The good thing about taking a wrong turn is that something good will eventually come out from it. You might not be able to see it immediately after traveling down that road, but you'll be able to see the significance of that wrong turn you made in a few years time. Of course you don't purposely take a wrong turn because that anxious, endangered feeling you get when you're traveling up or down a different road is not something you want to experience often. You usually act on instinct and sometimes, like your brain and your heart, your instinct somehow finds a way to fuck you up.

So I'm still here, stuck at this intersection. Waiting for somebody to show up and tell me which way to go. Waiting for some kind of enlightenment from the surrounding to point me in which way I should head to.

And to think that there isn't any right or wrong road this time.

Saturday, January 21, 2012

Rational Update

It's 3 in the morning. I'm supposed to be sleeping right now but obviously I'm not. I haven't written a single post for nearly 5 months haven't I? I blame Twitter for this. But somehow I kind of miss blogging. I miss not having a character limit here like they do on Twitter. I miss just writing whatever I feel like writing here, sometimes posting even three times a day. I miss the feeling of anticipating for comments from my 3 and a half readers. I just miss everything.

But then again I'm a very nostalgic person. The affection I have is really starting to wear me out.

So now I'm on a three-week semester break. And to be honest it's getting a little boring for me. The longest I could stand staying at home is one week. And it's been a few days over a week now and I just can't wait to go back to UIA. It feels a bit different not seeing the faces that you've been seeing for almost everyday for 4 whole months. I miss my friends, I really do :')

And the fact that the results are coming out on the 31st doesn't really help ease my big burden of nothingness either. I'm really hoping for a very good result because yes, my parents have been very..pressuring if there is such word. I know that it's necessary and probably healthy for my mental development and achievement or whatever but it can get really stressful. And probably because my results during my first semester was great so they have expectations of me getting similar results for every semester.
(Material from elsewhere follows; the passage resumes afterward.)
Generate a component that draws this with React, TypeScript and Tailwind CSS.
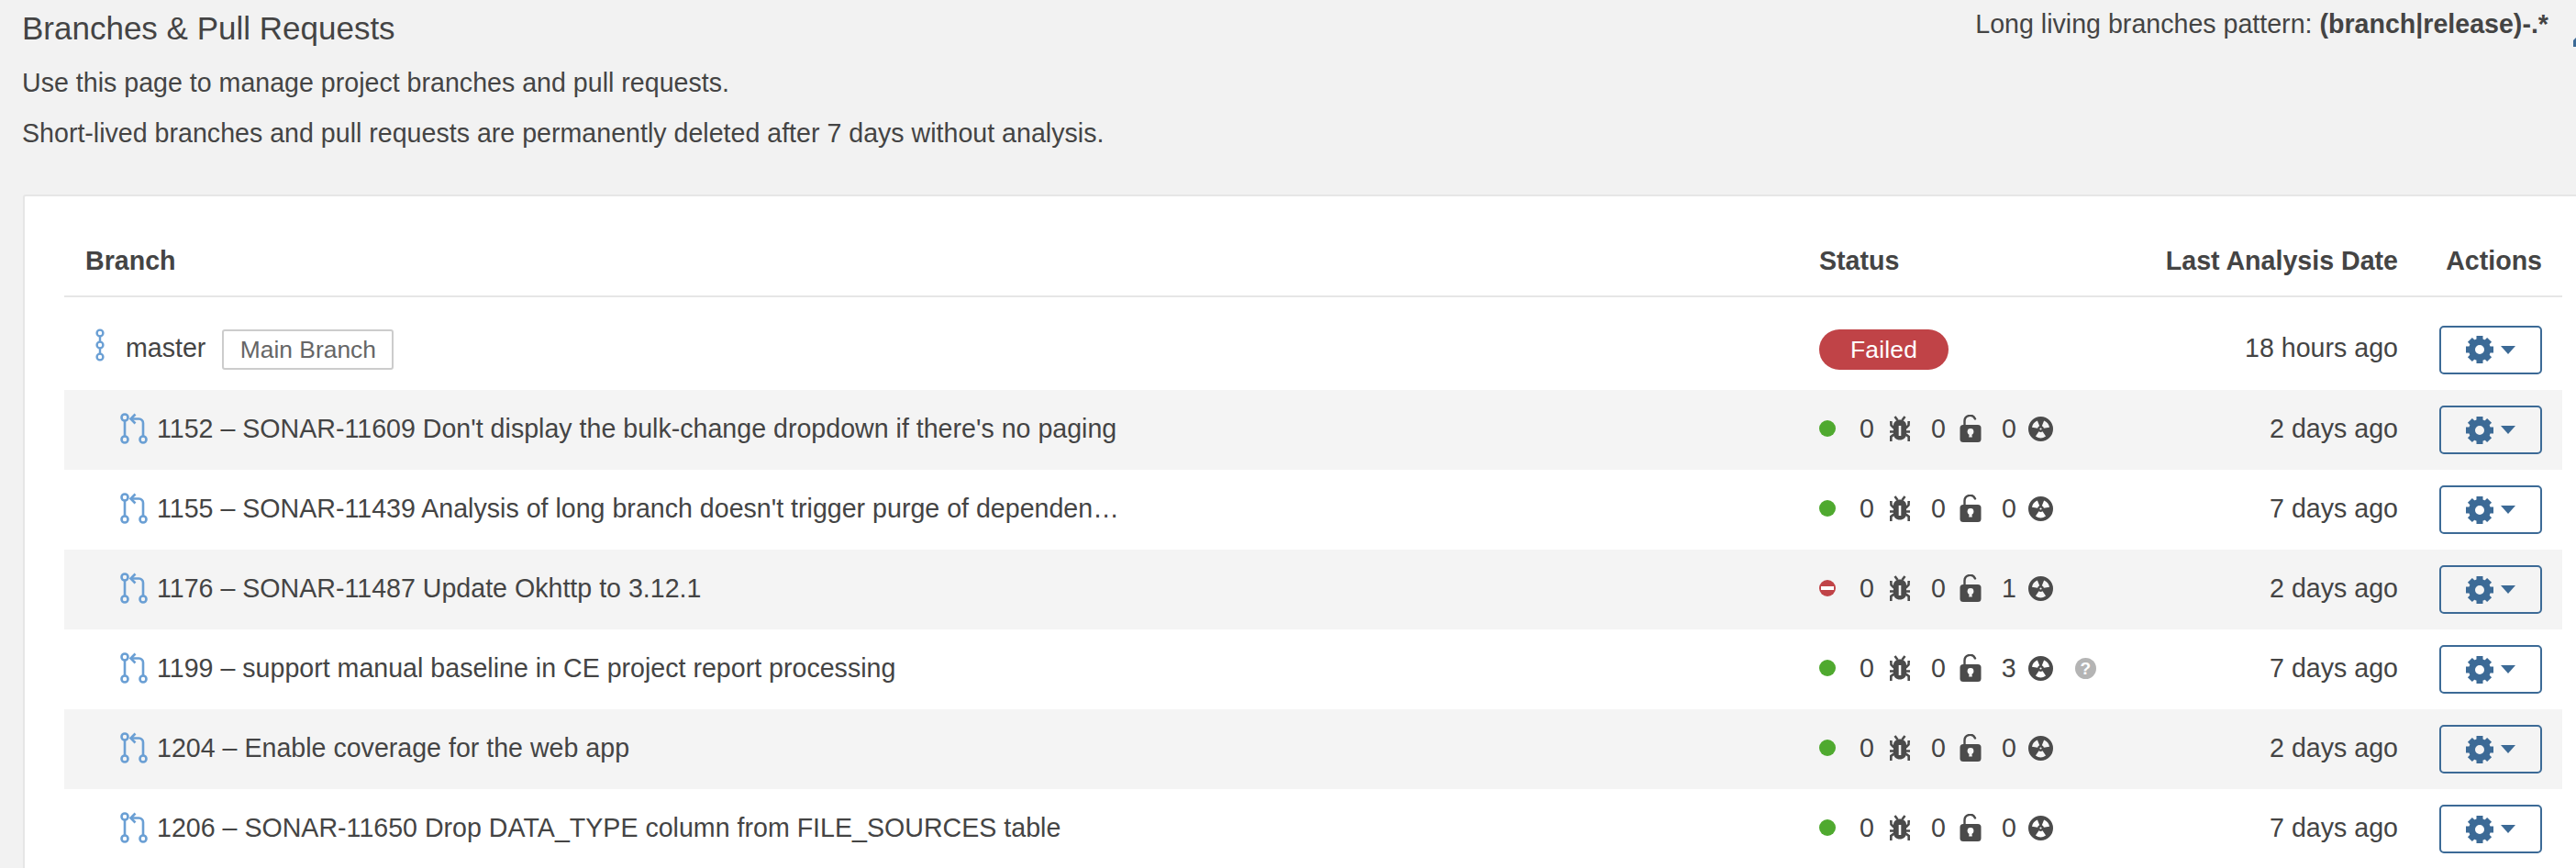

But unfortunately it just doesn't work that way mum and dad :/

Unless I'll be taking the exact same subjects for every semester that is.

Pressure can be a good thing or a bad thing. You can either succumb to it or get away from it. I think I have both kinds. Sometimes the pressure I get gives me the motivation to work harder for the things that I plan on achieving. But sometimes, they become an emotional disturbance that causes me to have hormonal imbalances for a certain period of time which is not good because nobody likes being around a moody Atikah since she might just punch your face for no reason unless you count her being in a bad mood as a valid reason, of course.
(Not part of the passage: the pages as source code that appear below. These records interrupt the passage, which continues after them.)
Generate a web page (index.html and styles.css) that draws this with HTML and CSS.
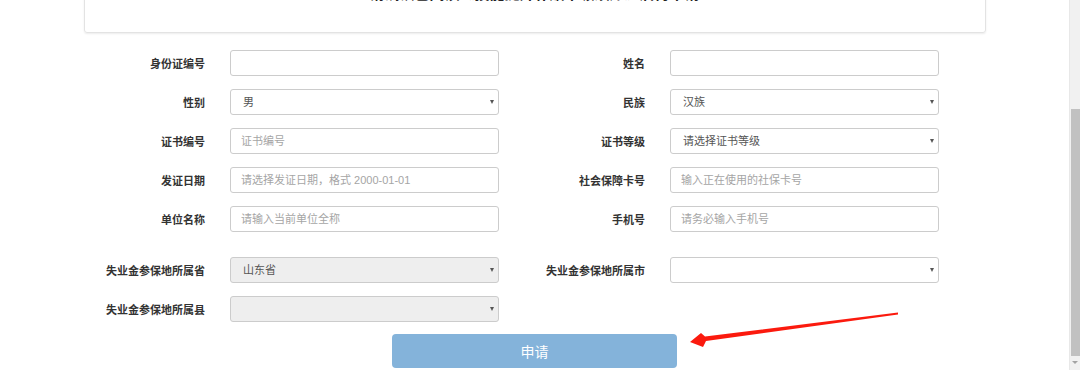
FILE: index.html
```html
<!DOCTYPE html>
<html lang="zh-CN">

<head>
  <meta charset="UTF-8" />
  <meta name="viewport" content="width=device-width, initial-scale=1.0" />
  <title>技能提升补贴申请</title>
  <link rel="stylesheet" href="styles.css">
</head>

<body>
  <div class="page">
    <!-- notice card, scrolled mostly out of view -->
    <div class="notice">
      <h2>请确认已阅读《技能提升补贴申领须知》后再申请</h2>
    </div>

    <form class="apply-form">
      <div class="form-grid">
        <div class="field">
          <label for="idcard">身份证编号</label>
          <input type="text" id="idcard">
        </div>
        <div class="field">
          <label for="name">姓名</label>
          <input type="text" id="name">
        </div>
        <div class="field">
          <label for="sex">性别</label>
          <div class="select-box">
            <select id="sex">
              <option>男</option>
              <option>女</option>
            </select>
          </div>
        </div>
        <div class="field">
          <label for="nation">民族</label>
          <div class="select-box">
            <select id="nation">
              <option>汉族</option>
            </select>
          </div>
        </div>
        <div class="field">
          <label for="certno">证书编号</label>
          <input type="text" id="certno" placeholder="证书编号">
        </div>
        <div class="field">
          <label for="certlevel">证书等级</label>
          <div class="select-box">
            <select id="certlevel">
              <option>请选择证书等级</option>
            </select>
          </div>
        </div>
        <div class="field">
          <label for="certdate">发证日期</label>
          <input type="text" id="certdate" placeholder="请选择发证日期，格式 2000-01-01">
        </div>
        <div class="field">
          <label for="sscard">社会保障卡号</label>
          <input type="text" id="sscard" placeholder="输入正在使用的社保卡号">
        </div>
        <div class="field">
          <label for="company">单位名称</label>
          <input type="text" id="company" placeholder="请输入当前单位全称">
        </div>
        <div class="field">
          <label for="phone">手机号</label>
          <input type="text" id="phone" placeholder="请务必输入手机号">
        </div>
      </div>

      <div class="form-grid area">
        <div class="field">
          <label for="province">失业金参保地所属省</label>
          <div class="select-box">
            <select id="province" disabled>
              <option>山东省</option>
            </select>
          </div>
        </div>
        <div class="field">
          <label for="city">失业金参保地所属市</label>
          <div class="select-box">
            <select id="city">
              <option></option>
            </select>
          </div>
        </div>
        <div class="field">
          <label for="county">失业金参保地所属县</label>
          <div class="select-box">
            <select id="county" disabled>
              <option></option>
            </select>
          </div>
        </div>
      </div>

      <div class="actions">
        <button type="button" class="apply-btn">申请</button>
      </div>
    </form>
  </div>

  <!-- red hint arrow drawn over the page -->
  <svg class="hint-arrow" width="214" height="40" viewBox="0 0 214 40">
    <polygon points="210,2.5 17,26.5 13,23 2,32 15,37 18,31 210,4.5" fill="#fb1a0e" />
  </svg>

  <!-- browser scrollbar -->
  <div class="scrollbar">
    <div class="scroll-thumb"></div>
    <div class="scroll-down"></div>
  </div>
</body>

</html>
```

FILE: styles.css
```css
/* Reset some default styles */
* {
    margin: 0;
    padding: 0;
    box-sizing: border-box;
}

body {
    position: relative;
    height: 370px;
    overflow: hidden;
    background-color: #fff;
    font-family: "Liberation Sans", "Noto Sans CJK SC", sans-serif;
    color: #333;
}

.page {
    width: 1069px;
}

/* Notice card at the top */
.notice {
    width: 902px;
    margin: -32px auto 0;
    padding: 15px 0 28px;
    border: 1px solid #e3e3e3;
    border-radius: 3px;
    box-shadow: 0 1px 2px rgba(0, 0, 0, 0.08);
    text-align: center;
}

.notice h2 {
    font-size: 15px;
    line-height: 20px;
    font-weight: bold;
    color: #222;
}

/* Form layout */
.apply-form {
    margin-top: 17px;
}

.form-grid {
    display: grid;
    grid-template-columns: 440px 440px;
    row-gap: 13px;
    margin-left: 59px;
}

.form-grid.area {
    margin-top: 25px;
}

.field {
    display: grid;
    grid-template-columns: 146px 269px;
    column-gap: 25px;
    align-items: center;
}

.field label {
    text-align: right;
    font-size: 11px;
    font-weight: bold;
    color: #333;
}

.field input,
.field select {
    width: 100%;
    height: 26px;
    padding: 0 10px;
    border: 1px solid #ccc;
    border-radius: 3px;
    background-color: #fff;
    font-family: inherit;
    font-size: 11px;
    color: #555;
    outline: none;
}

.field input::placeholder {
    color: #a5a5a5;
}

.field select {
    appearance: none;
    -webkit-appearance: none;
    padding-left: 12px;
}

.field select:disabled {
    background-color: #eee;
    color: #555;
    opacity: 1;
}

.select-box {
    position: relative;
}

.select-box::after {
    content: "";
    position: absolute;
    right: 5px;
    top: 11px;
    border-left: 2.5px solid transparent;
    border-right: 2.5px solid transparent;
    border-top: 4px solid #555;
}

/* Submit button */
.actions {
    margin-top: 12px;
    display: flex;
    justify-content: center;
}

.apply-btn {
    width: 285px;
    height: 34px;
    border: none;
    border-radius: 4px;
    background-color: #84b3da;
    color: #fff;
    font-family: inherit;
    font-size: 14px;
}

/* Red arrow overlay */
.hint-arrow {
    position: absolute;
    left: 688px;
    top: 310px;
}

/* Scrollbar */
.scrollbar {
    position: absolute;
    top: 0;
    right: 0;
    width: 11px;
    height: 370px;
    background-color: #f1f1f1;
    border-left: 1px solid #e8e8e8;
}

.scroll-thumb {
    position: absolute;
    top: 109px;
    left: 1px;
    width: 9px;
    height: 247px;
    background-color: #c1c1c1;
}

.scroll-down {
    position: absolute;
    top: 361px;
    left: 2px;
    border-left: 3px solid transparent;
    border-right: 3px solid transparent;
    border-top: 3px solid #a3a3a3;
}
```
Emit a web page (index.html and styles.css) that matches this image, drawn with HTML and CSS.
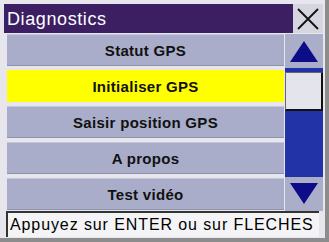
FILE: index.html
```html
<!DOCTYPE html>
<html>
<head>
<meta charset="utf-8">
<link rel="stylesheet" href="styles.css">
</head>
<body>
<div class="frame">
  <div class="titlebar">
    <div class="title">Diagnostics</div>
    <div class="close">
      <svg width="24" height="24" viewBox="0 0 24 24"><path d="M2 2 L22 22 M22 2 L2 22" stroke="#111" stroke-width="1.8" fill="none"/></svg>
    </div>
  </div>
  <div class="main">
    <div class="menu">
      <div class="row">Statut GPS</div>
      <div class="row sel">Initialiser GPS</div>
      <div class="row">Saisir position GPS</div>
      <div class="row">A propos</div>
      <div class="row">Test vidéo</div>
    </div>
    <div class="scroll">
      <div class="btn up"><svg width="30" height="24" viewBox="0 0 30 24"><polygon points="15,2 29,23 1,23" fill="#0d0d88"/></svg></div>
      <div class="track">
        <div class="thumb"></div>
      </div>
      <div class="btn down"><svg width="30" height="24" viewBox="0 0 30 24"><polygon points="1,1 29,1 15,22" fill="#0d0d88"/></svg></div>
    </div>
  </div>
  <div class="status">Appuyez sur ENTER ou sur FLECHES</div>
</div>
</body>
</html>
```
FILE: styles.css
```css
html, body {
  margin: 0;
  padding: 0;
}
body {
  width: 329px;
  height: 242px;
  background: #8c8c8c;
  overflow: hidden;
  font-family: "Liberation Sans", Arial, sans-serif;
}
.frame {
  width: 325px;
  height: 238px;
  box-sizing: border-box;
  background: #e6e6ec;
  padding: 4px 2px 0 4px;
  display: flex;
  flex-direction: column;
}
.titlebar {
  display: flex;
  height: 29px;
}
.title {
  flex: 1;
  background: #3c1f62;
  color: #fff;
  font-size: 18px;
  letter-spacing: 0.6px;
  line-height: 30px;
  padding-left: 3px;
}
.close {
  width: 30px;
  background: #d6d6e0;
  display: flex;
  align-items: center;
  justify-content: center;
}
.main {
  display: flex;
  height: 177px;
  padding-top: 1px;
}
.menu {
  width: 277px;
  padding-left: 3px;
  display: flex;
  flex-direction: column;
  gap: 4px;
}
.row {
  height: 32px;
  box-sizing: border-box;
  background: #a9adc9;
  border-top: 1px solid #c4c6da;
  border-bottom: 1px solid #8f92ab;
  font-weight: bold;
  font-size: 15px;
  letter-spacing: 0.3px;
  color: #111;
  display: flex;
  align-items: center;
  justify-content: center;
}
.row.sel {
  background: #ffff00;
  border-color: #ffff00;
}
.scroll {
  width: 38px;
  margin-left: 1px;
  display: flex;
  flex-direction: column;
}
.btn {
  height: 34px;
  background: #aaaec8;
  display: flex;
  align-items: center;
  justify-content: center;
}
.track {
  flex: 1;
  background: #2233a8;
  padding-top: 4px;
  display: flex;
  flex-direction: column;
}
.thumb {
  height: 39px;
  box-sizing: border-box;
  background: #e4e4ec;
  border: 1px solid #666;
  border-right: 2px solid #111;
  border-bottom: 2px solid #111;
}
.status {
  height: 26px;
  box-sizing: border-box;
  margin-left: 2px;
  margin-right: 4px;
  background: #f4f4f6;
  border-top: 2px solid #333;
  border-left: 2px solid #333;
  font-size: 16px;
  letter-spacing: 0.9px;
  color: #000;
  line-height: 23px;
  padding-left: 2px;
  white-space: nowrap;
  overflow: hidden;
}
```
So anyways I think I might start writing here again. As much as I love Twitter, it's sort of too public to say everything that comes across your mind. I mean, blogs are public too but only to people who know of their existence, eh? ;)

So I'll end this post with a picture of me, Mee and Ayunie because I just happen to miss them a lot.


And also because we look nice in this one :3

Random emotional update that doesn't make sense number 2

That awful moment when you realize that the old feelings are paying a visit and you don't know how long they intend on staying.

That awful moment when you realize that you still have your insecurities with you. They never left despite not having to deal with those issues anymore.

That awful moment when you realize that you can't control what you want to feel. Your feelings have to aptitude to come and go as they please and there is absolutely nothing you can do about it.

That awful moment when you realize that you still care and you were wrong if you thought that for even one second, you've successfully gotten over the hedge.

But you're not. And you're still stuck here until your feelings decide to let you out once more.

Your brain likes playing tricks on you. And oddly enough, there are times when even your heart complies to it. And together they work towards swerving your emotions. Making you feel miserable, incompetent, useless. And then comes the day when you finally break down. And when you finally do, they become enemies once more.

It's sick when you can't feel anything. But it's sicker when you start to feel everything at once.

Thursday, January 19, 2012

Random emotional update that doesn't really make any sense

I'm 21 years old. I'm supposed to know what I want. I'm supposed to be sure of what I feel. I'm supposed to be absolutely certain about the decisions that I make.

But I'm not.

Never have.

Probably never will too.

Doubts are such an annoying vibe to have. They make you rethink about the things you have decided for yourself. Works well alongside its faithful friend, time. Over time doubt will grow and you'll end up being completely mislead of the choices that you've made because you're unsure of whether they'll actually be taking you somewhere or they just seem to be taking you somewhere.

It's not such a nice feeling to stand like a statue at one exact point and just watch people walk by you, watch things happen around you, watch the needles on your clock reach their destination and not be a part of it.

I don't get myself most of the time. Maybe other people do. Or maybe they just think they do. Or I just think that I don't get myself most of the time.

And maybe, maybe is not such a bad word after all.